First things first, you need node.js, which you can get from github. Install in the usual way

$ git clone git://github.com/ry/node.git
$ cd node
$ ./configure
$ make
$ sudo make install

Then we’ll need node.websocket.js which you can also get from github

$ git clone git://github.com/Guille/node.websocket.js.git

This is basically an experimental implementation of the web socket API. You can create simple server side modules and then a client side implementation that opens up a web socket to the server in which you can then exchange data in both directions. There are a few examples included that you can take a look at including a simple echo server and a chat server. Just fire up the server like so

$ node runserver.js

and then open up one of the html files in the test/websocket/ directory in your browser. One catch though, you’ll need a current browser such as Google Chrome. I’d recommend it anyway, as browsing the web with it does run a bit smoother.

You’ll also need curl, which is pretty common on any linux box these days and can be installed through your package manager.

Setting Up the Server

The way we’re going to implement the server is to use the curl command to pull from the twitter stream into a file. Twitter gives you a bunch of JSON objects back which you can then parse and display. We’ll use this file in a moment to send the data over the web socket to the browser. There is some documentation on what you can do with the API but we’ll keep it simple and search for any tweets with ‘nyc’ in them

$ curl -dtrack=nyc http://stream.twitter.com/1/statuses/filter.json  -uUSERNAME:PASSWORD > sample.json

Now its time to write some server side javascript. In the node.websocket.js checkout there is a modules/ directory. We’ll create a new module called gardenhose.js. So the full path is node.websocket.js/modules/gardenhose.js

In a nutshell this is waiting for the client to establish a connection, and then it creates a child process that tails our file from the curl command above. Anytime the file is written to the “output” listener is invoked, which runs our callback to parse the JSON into objects that we can then use to send a string back to the client with some readable information from the stream.

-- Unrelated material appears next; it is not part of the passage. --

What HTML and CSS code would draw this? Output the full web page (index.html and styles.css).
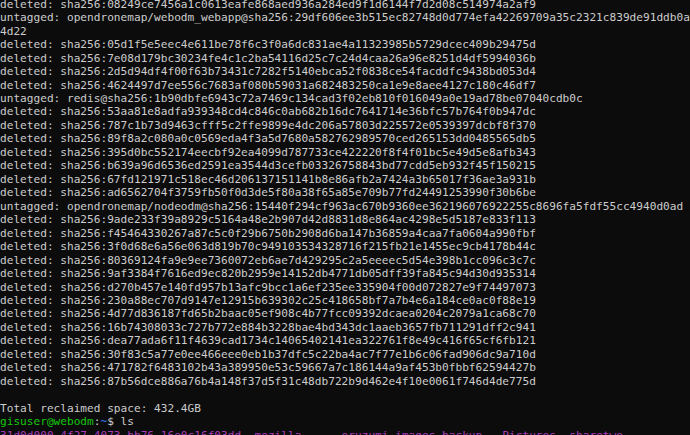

Lets break it down just a bit more in case you are not familiar with Node. First we are requiring the system and filesystem modules from Node. Now, node.websocket.js basically just uses the node API to implement a server in the websocket.js file. It looks at the request header to see which module to instantiate and then invokes your onData() method when a client sends over data.

Therefore the onData method is the one we need to implement in our module above. We’ll use the process object in Node to create a child process that emits an event called “output” each time the child sends data to stdout. So the addListener call sets up a callback that will be invoked when our file receives more data from the twitter stream. That data comes in the form of JSON objects, one per line. So we split on the lines to create an array of JSON objects, and loop through them. Each time through the loop we’re sending this data back to the client, which is the web browser.

Just make sure the file you pass in is the correct path to the file you are outputting to from the curl command in the monitor_file() function. Then to run the node.websocket.js server you can just invoke it like so

$ node runserver.js

However if you are running the server from another host, you may want to listen on more than just the default of localhost

$ node runserver.js --host=0.0.0.0

Setting Up the Client

The goal here is to get the realtime tweets pumping through our web browser so our client will just be a web page with a little bit of web socket javascript.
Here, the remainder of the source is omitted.